Other recent highlights include a premiere of a new clarinet quintet by Aaron Jay Kernis at La Jolla Music Society SummerFest; and performances at the Laguna Beach Festival alongside Joshua Bell and Edgar Meyer, and at Stanford Lively Arts and Le Poisson Rouge (NYC) with Grammy-winning pianist Gloria Cheng. The quartet debuted at the Edinburgh International Festival (broadcast on BBC-3), and made its Austrian debut at the Esterhazy Palace. They have performed at top halls and festivals across the globe including Carnegie Hall, Washington Performing Arts Society, Santa Fe Chamber Music Festival, Cleveland Museum of Art, Melbourne Festival, Walt Disney Concert Hall, Big Ears Festival in Knoxville, New Haven’s International Festival of Arts and Ideas, and Hollywood Bowl.
The Calder Quartet has toured across North America with So Percussion, and with rockers Andrew W.K. and The Airborne Toxic Event. The quartet has been featured on KCRW’s Morning Becomes Eclectic, the Late Show with David Letterman, the Tonight Show with Jay Leno, the Tonight Show with Conan O’Brien, Late Night with Jimmy Kimmel, and the Late Late Show with Craig Ferguson.
The group has long-standing relationships with composers Terry Riley, Christopher Rouse and Thomas Adès. The Calder Quartet first met Riley when they shared a concert as part of the L.A. Philharmonic’s Minimalist Jukebox Festival in 2006. They subsequently released a limited edition vinyl release of Riley’s Trio and Quartet in commemoration of the composers’ 75th birthday. The Calder is the first quartet in two decades to have a work written for them by composer Christopher Rouse. An album of works by Rouse, called Transfiguration, was released in 2010. After featuring the music of Thomas Adès on their first recording in 2008 (along with Mozart and Ravel), the group worked directly with the composer on a performance of Arcadiana as part of the Green Umbrella Series at the Walt Disney Concert Hall. The relationship evolved into collaborating on concerts together at the Stockholm Philharmonic Orchestra’s Konserthuset in 2009, the Melbourne Festival in 2010, and at CAL Performances in 2011. Of the Stockholm performance, the Guardian said, “the Calder Quartet played the most insightful and moving performance of Thomas Adès’s Arcadiana I’ve ever heard.”

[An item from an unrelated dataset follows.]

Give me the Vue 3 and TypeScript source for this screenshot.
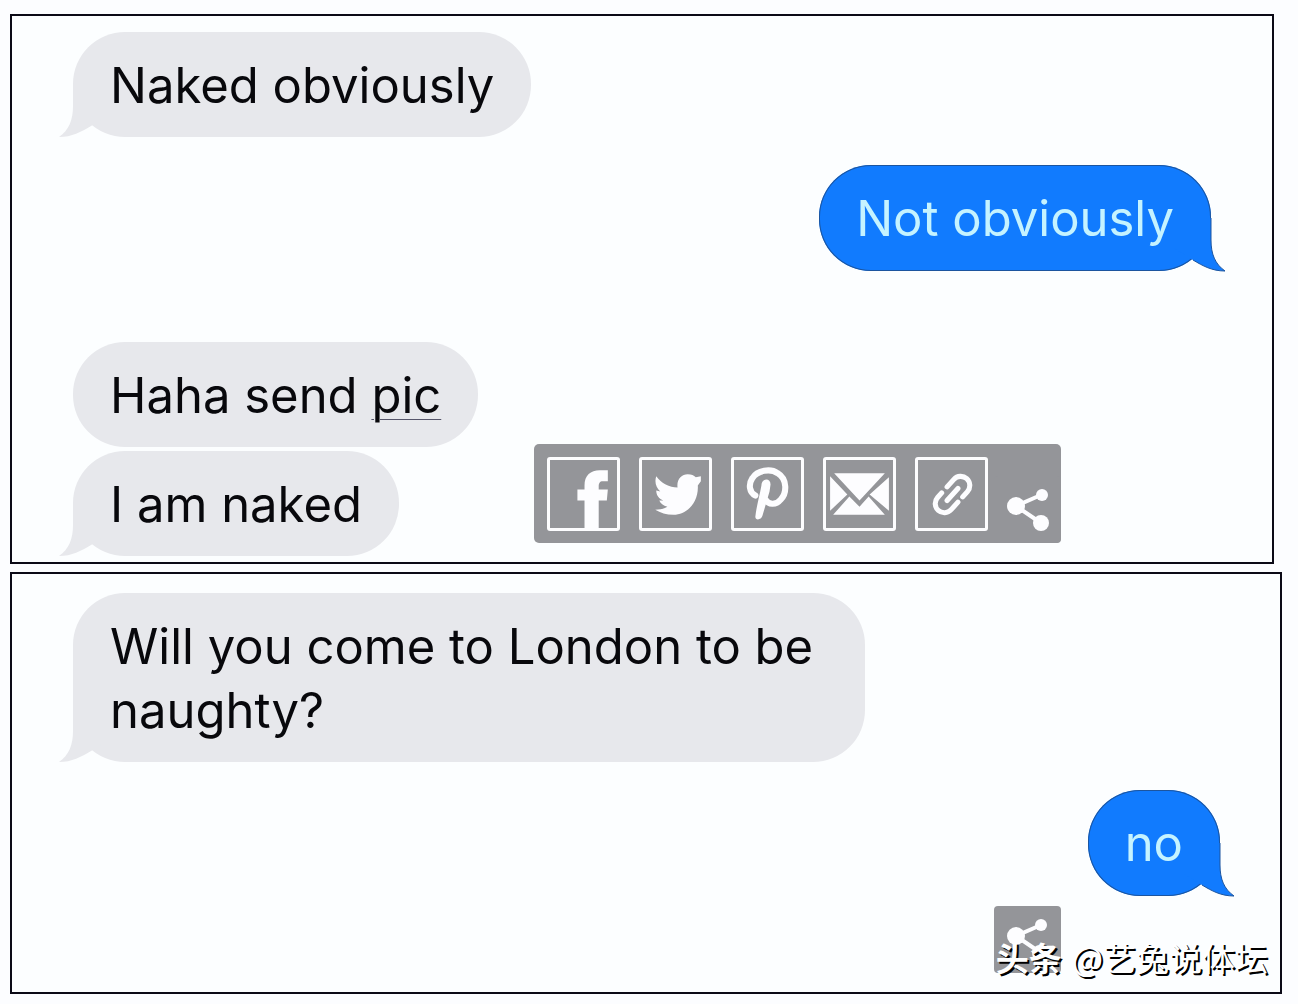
<script setup lang="ts">
interface Message {
  id: number
  text: string
  marked?: string
  side: 'in' | 'out'
  tail: boolean
}

const opening: Message[] = [
  { id: 1, text: 'Naked obviously', side: 'in', tail: true },
  { id: 2, text: 'Not obviously', side: 'out', tail: true },
]
const followUp: Message[] = [
  { id: 3, text: 'Haha send ', marked: 'pic', side: 'in', tail: false },
  { id: 4, text: 'I am naked', side: 'in', tail: true },
]
const closing: Message[] = [
  { id: 5, text: 'Will you come to London to be naughty?', side: 'in', tail: true },
  { id: 6, text: 'no', side: 'out', tail: true },
]
</script>

<template>
  <main class="page">
    <section class="panel first">
      <div v-for="m in opening" :key="m.id" class="bubble" :class="m.side">
        {{ m.text }}
        <svg class="tail" viewBox="0 0 50 54" aria-hidden="true">
          <path class="fill" d="M13 0V22C13 36 9 46 -1 53C12 53 21 48 31 42L50 30V0Z" />
          <path class="edge" d="M13 0V22C13 36 9 46 -1 53C12 53 21 48 31 42" />
        </svg>
      </div>
      <div class="row">
        <div class="stack">
          <div v-for="m in followUp" :key="m.id" class="bubble" :class="m.side">
            {{ m.text }}<span v-if="m.marked" class="marked">{{ m.marked }}</span>
            <svg v-if="m.tail" class="tail" viewBox="0 0 50 54" aria-hidden="true">
              <path class="fill" d="M13 0V22C13 36 9 46 -1 53C12 53 21 48 31 42L50 30V0Z" />
            </svg>
          </div>
        </div>
        <div class="share-bar">
          <button type="button" class="tile" aria-label="Facebook">
            <svg viewBox="0 0 72 72"><path d="M37 72V43H30V32H37V28C37 18 43 13 52 13H60V24H55C52 24 51 26 51 29V32H60L59 43H51V72Z" /></svg>
          </button>
          <button type="button" class="tile" aria-label="Twitter">
            <svg viewBox="0 0 72 72"><path d="M17 19C22 26 30 30 38 30C37 22 42 17 48 17C52 17 54 18 56 20L61 19V24L58 28C59 44 48 57 34 57C27 57 21 55 16 52C21 52 25 51 28 49C24 48 21 46 20 43H24C20 41 17 38 17 33L21 34C17 30 15 25 17 19Z" /></svg>
          </button>
          <button type="button" class="tile" aria-label="Pinterest">
            <svg viewBox="0 0 72 72"><path class="line" d="M24 38C18 35 17 27 21 21C26 13 39 11 46 16C56 22 55 36 49 42C44 48 37 47 34 42" stroke-width="6" /><path d="M30 28C30 21 39 20 39 27L38 34L31 58C30 62 24 63 24 59C25 49 28 39 30 28Z" /></svg>
          </button>
          <button type="button" class="tile" aria-label="Email">
            <svg viewBox="0 0 72 72"><path d="M11 16H61L36 43ZM7 19L24 37L7 53ZM65 20V53L46 37ZM26 39L36 49L45 39L61 57H10Z" /></svg>
          </button>
          <button type="button" class="tile" aria-label="Copy link">
            <svg viewBox="0 0 72 72"><g class="line" transform="rotate(-48 37 37)" stroke-width="5"><path d="M31 28H25A9 9 0 0 0 25 46H35M42 46H49A9 9 0 0 0 49 28H39M29 37H45" /></g></svg>
          </button>
          <button type="button" class="share" aria-label="Share">
            <svg viewBox="0 0 67 67"><path class="line" d="M47 19L22 30L47 47" stroke-width="4" /><circle cx="22" cy="30" r="9" /><circle cx="48" cy="19" r="6" /><circle cx="47" cy="47" r="8" /></svg>
          </button>
        </div>
      </div>
    </section>

    <section class="panel second">
      <div v-for="m in closing" :key="m.id" class="bubble" :class="m.side">
        {{ m.text }}
        <svg class="tail" viewBox="0 0 50 54" aria-hidden="true">
          <path class="fill" d="M13 0V22C13 36 9 46 -1 53C12 53 21 48 31 42L50 30V0Z" />
          <path class="edge" d="M13 0V22C13 36 9 46 -1 53C12 53 21 48 31 42" />
        </svg>
      </div>
      <button type="button" class="share alone" aria-label="Share">
        <svg viewBox="0 0 67 67"><path class="line" d="M47 19L22 30L47 47" stroke-width="4" /><circle cx="22" cy="30" r="9" /><circle cx="47" cy="19" r="6" /><circle cx="46" cy="47" r="8" /></svg>
      </button>
      <p class="credit"><b>头条</b><span>@艺兔说体坛</span></p>
    </section>
  </main>
</template>

<style>
body {
  margin: 0;
  background: #fcfdff;
}
</style>

<style scoped>
.page {
  display: flex;
  flex-direction: column;
  gap: 8px;
  padding: 14px 16px 10px 10px;
  font-family: Inter, "Liberation Sans", sans-serif;
}
.panel {
  position: relative;
  display: flex;
  flex-direction: column;
  align-items: flex-start;
  border: 2px solid #0b0a16;
  padding: 16px 61px 6px;
  background: #fcfeff;
}
.first {
  margin-right: 8px;
}
.second {
  padding: 19px 60px 19px 61px;
}
.bubble {
  position: relative;
  box-sizing: border-box;
  max-width: 792px;
  padding: 22px 37px 19px;
  border-radius: 52px;
  font-size: 49px;
  line-height: 64px;
  color: #08080c;
  background: #e7e8ec;
}
.out {
  align-self: flex-end;
  margin-top: 28px;
  padding-bottom: 20px;
  color: #c5f3ff;
  background: #117bfe;
  box-shadow: inset 0 0 0 1px #1c559f;
}
.marked {
  text-decoration: underline 1px #55556a;
  text-underline-offset: 6px;
}
.tail {
  position: absolute;
  left: -13px;
  bottom: -1px;
  width: 50px;
  height: 54px;
  overflow: visible;
}
.out .tail {
  left: auto;
  right: -13px;
  transform: scaleX(-1);
}
.fill {
  fill: #e7e8ec;
}
.out .fill {
  fill: #117bfe;
}
.edge {
  fill: none;
}
.out .edge {
  stroke: #1c559f;
}
.row {
  display: flex;
  align-self: stretch;
  justify-content: space-between;
  align-items: flex-end;
  margin-top: 71px;
}
.stack {
  display: flex;
  flex-direction: column;
  align-items: flex-start;
  gap: 4px;
}
.share-bar {
  display: flex;
  align-items: center;
  gap: 20px;
  margin: 0 150px 13px 0;
  padding-left: 13px;
  height: 99px;
  border-radius: 5px;
  background: #949599;
}
button {
  padding: 0;
  border: 0;
  background: none;
}
button svg {
  display: block;
  fill: #fdfdff;
}
.line {
  fill: none;
  stroke: #fdfdff;
  stroke-linecap: round;
  stroke-linejoin: round;
}
.tile {
  width: 73px;
  height: 74px;
  margin-right: -1px;
  border-radius: 3px;
  box-shadow: inset 0 0 0 3px #fdfdff;
}
.share {
  align-self: flex-end;
  width: 67px;
  height: 67px;
  margin-left: -13px;
  border-radius: 4px;
  background: #949599;
}
.alone {
  margin: 10px 159px 0 0;
}
.credit {
  position: absolute;
  right: 12px;
  bottom: 11px;
  display: flex;
  gap: 10px;
  margin: 0;
  font-family: "Noto Sans CJK SC", sans-serif;
  font-size: 33px;
  line-height: 48px;
  color: #fff;
  text-shadow: 2px 2px 0 #000;
}
</style>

In 2011 the Calder Quartet launched a non-profit dedicated to furthering its efforts in commissioning, presenting, recording, and education. The non-profit has co-commissioned works with the Getty Museum, Segerstrom Center for the Arts, and the Barbican Centre; funded the recording of 12 string quartets commissioned for the Calder Quartet by emerging composers; and made possible visits to Inner City Arts and Chinatown’s Castelar Elementary as part of LA’s Best.

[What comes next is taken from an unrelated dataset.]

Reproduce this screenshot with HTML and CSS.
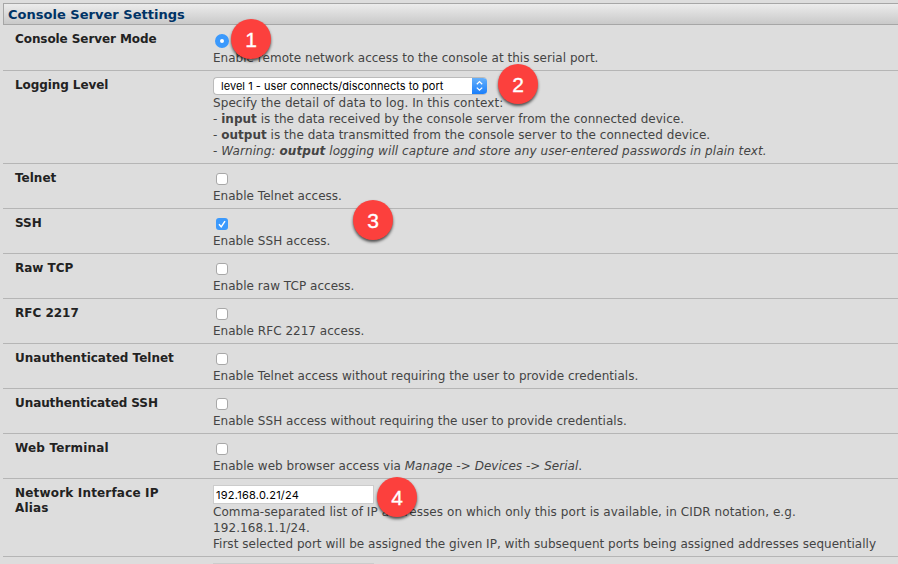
FILE: index.html
```html
<!DOCTYPE html>
<html lang="en">
<head>
<meta charset="utf-8">
<title>Console Server Settings</title>
<link rel="stylesheet" href="styles.css">
</head>
<body>
<main class="settings">
  <h1 class="heading"><span>Console Server Settings</span></h1>
  <section class="row">
    <h2 class="label tight">Console Server Mode</h2>
    <div class="field">
      <div class="control control-tall"><span class="radio"></span></div>
      <p>Enable remote network access to the console at this serial port.</p>
      <span class="badge badge-1">1</span>
    </div>
  </section>
  <section class="row">
    <h2 class="label tight">Logging Level</h2>
    <div class="field">
      <div class="select"><span class="select-text">level 1 - user connects/disconnects to port</span><span class="stepper"><svg width="15" height="17" viewBox="0 0 15 17"><path d="M4.8 7.2 7.5 4.6l2.7 2.6M4.8 10.6 7.5 13.2l2.7-2.6"/></svg></span></div>
      <p class="wide">Specify the detail of data to log. In this context:</p>
      <p>- <b>input</b> is the data received by the console server from the connected device.</p>
      <p>- <b>output</b> is the data transmitted from the console server to the connected device.</p>
      <p class="wide">- <i>Warning: <b>output</b> logging will capture and store any user-entered passwords in plain text.</i></p>
      <span class="badge badge-2">2</span>
    </div>
  </section>
  <section class="row">
    <h2 class="label">Telnet</h2>
    <div class="field">
      <div class="control"><span class="check"></span></div>
      <p>Enable Telnet access.</p>
    </div>
  </section>
  <section class="row">
    <h2 class="label">SSH</h2>
    <div class="field">
      <div class="control"><span class="check checked"><svg width="12" height="12" viewBox="0 0 12 12"><path d="M3 6.3 5.2 8.8 9 3.2"/></svg></span></div>
      <p>Enable SSH access.</p>
      <span class="badge badge-3">3</span>
    </div>
  </section>
  <section class="row">
    <h2 class="label">Raw TCP</h2>
    <div class="field">
      <div class="control"><span class="check"></span></div>
      <p>Enable raw TCP access.</p>
    </div>
  </section>
  <section class="row">
    <h2 class="label">RFC 2217</h2>
    <div class="field">
      <div class="control"><span class="check"></span></div>
      <p>Enable RFC 2217 access.</p>
    </div>
  </section>
  <section class="row">
    <h2 class="label">Unauthenticated Telnet</h2>
    <div class="field">
      <div class="control"><span class="check"></span></div>
      <p>Enable Telnet access without requiring the user to provide credentials.</p>
    </div>
  </section>
  <section class="row">
    <h2 class="label tight">Unauthenticated SSH</h2>
    <div class="field">
      <div class="control"><span class="check"></span></div>
      <p>Enable SSH access without requiring the user to provide credentials.</p>
    </div>
  </section>
  <section class="row">
    <h2 class="label loose">Web Terminal</h2>
    <div class="field">
      <div class="control"><span class="check"></span></div>
      <p>Enable web browser access via <i>Manage -&gt; Devices -&gt; Serial</i>.</p>
    </div>
  </section>
  <section class="row">
    <h2 class="label loose">Network Interface IP<br>Alias</h2>
    <div class="field">
      <div class="input">192.168.0.21/24</div>
      <p class="wide">Comma-separated list of IP addresses on which only this port is available, in CIDR notation, e.g.<br>192.168.1.1/24.</p>
      <p>First selected port will be assigned the given IP, with subsequent ports being assigned addresses sequentially</p>
      <span class="badge badge-4">4</span>
    </div>
  </section>
  <section class="row">
    <h2 class="label"></h2>
    <div class="field"><div class="input"></div></div>
  </section>
</main>
</body>
</html>
```
FILE: styles.css
```css
* { box-sizing: border-box; }
body {
  margin: 0;
  height: 564px;
  overflow: hidden;
  background: #ddd;
  color: #444;
  font: 12px/16px "DejaVu Sans", Verdana, sans-serif;
}
.settings { padding: 3px 0 0 3px; }
.heading {
  display: flex;
  align-items: center;
  height: 22px;
  margin: 0;
  padding: 1px 0 0 4px;
  border: 1px solid #a6a6a6;
  border-right: 0;
  background: linear-gradient(#ececec, #c9c9c9);
  color: #036;
  font-size: 13px;
  letter-spacing: .02px;
}
.row {
  display: grid;
  grid-template-columns: 198px 1fr;
  padding: 6px 0 4px 12px;
  border-bottom: 1px solid #b5b5b5;
}
.label {
  margin: 0;
  padding-top: 1px;
  color: #222;
  font-size: 12px;
  line-height: 15px;
}
.tight { letter-spacing: -.08px; }
.loose { letter-spacing: .18px; }
.field { position: relative; white-space: nowrap; }
.field p { margin: 0; letter-spacing: .024px; }
.field .wide { letter-spacing: .075px; }
.control { display: flex; align-items: center; height: 18px; padding-left: 3px; }
.control-tall { height: 19px; padding: 1px 0 0 2px; }
.radio {
  width: 14px;
  height: 14px;
  border: 5px solid #3b99fc;
  border-radius: 50%;
  background: #fff;
}
.check {
  width: 12px;
  height: 12px;
  border: 1px solid #a8a8a8;
  border-radius: 3px;
  background: #fff;
}
.checked { border: 0; background: #3b99fc; }
.check svg, .stepper svg { display: block; fill: none; stroke: #fff; stroke-width: 1.5; }
.select {
  display: flex;
  justify-content: space-between;
  width: 274px;
  height: 18px;
  overflow: hidden;
  border: 1px solid #bbb;
  border-right: 0;
  border-radius: 4px;
  background: #fff;
  color: #000;
  font: 11px/17px Inter, sans-serif;
}
.select-text { padding-left: 7px; letter-spacing: .03px; }
.stepper {
  width: 15px;
  margin: -1px 0;
  background: linear-gradient(#6bb3fa, #147bfb);
}
.stepper svg { stroke-width: 1.3; }
.input {
  width: 161px;
  height: 19px;
  padding-left: 2px;
  border: 1px solid #ccc;
  background: #fff;
  color: #000;
  font: 11px/19px Inter, sans-serif;
  letter-spacing: .24px;
}
.badge {
  position: absolute;
  width: 40px;
  height: 40px;
  border-radius: 50%;
  background: #fc403d;
  box-shadow: 0 2px 3px rgba(0, 0, 0, .65);
  color: #fff;
  font: 21px/41px "Liberation Sans", sans-serif;
  -webkit-text-stroke: .35px #fff;
  text-align: center;
}
.badge-1 { left: 18px; top: -12px; }
.badge-2 { left: 285px; top: -13px; }
.badge-3 { left: 140px; top: -15px; }
.badge-4 { left: 164px; top: -8px; }
```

The Calder Quartet formed at the University of Southern California’s Thornton School of Music and continued studies at the Colburn Conservatory of Music with Ronald Leonard, and at the Juilliard School, where it received the Artist Diploma in Chamber Music Studies as the Juilliard Graduate Resident String Quartet. The quartet regularly conducts master classes and has been featured in this capacity at the Colburn School (where the quartet was in residence for three years), the Juilliard School, Cleveland Institute of Music, University of Cincinnati College Conservatory and USC Thornton School of Music.
The Calder Quartet is Benjamin Jacobson (violin), Andrew Bulbrook (violin), Jonathan Moerschel (viola), and Eric Byers (cello).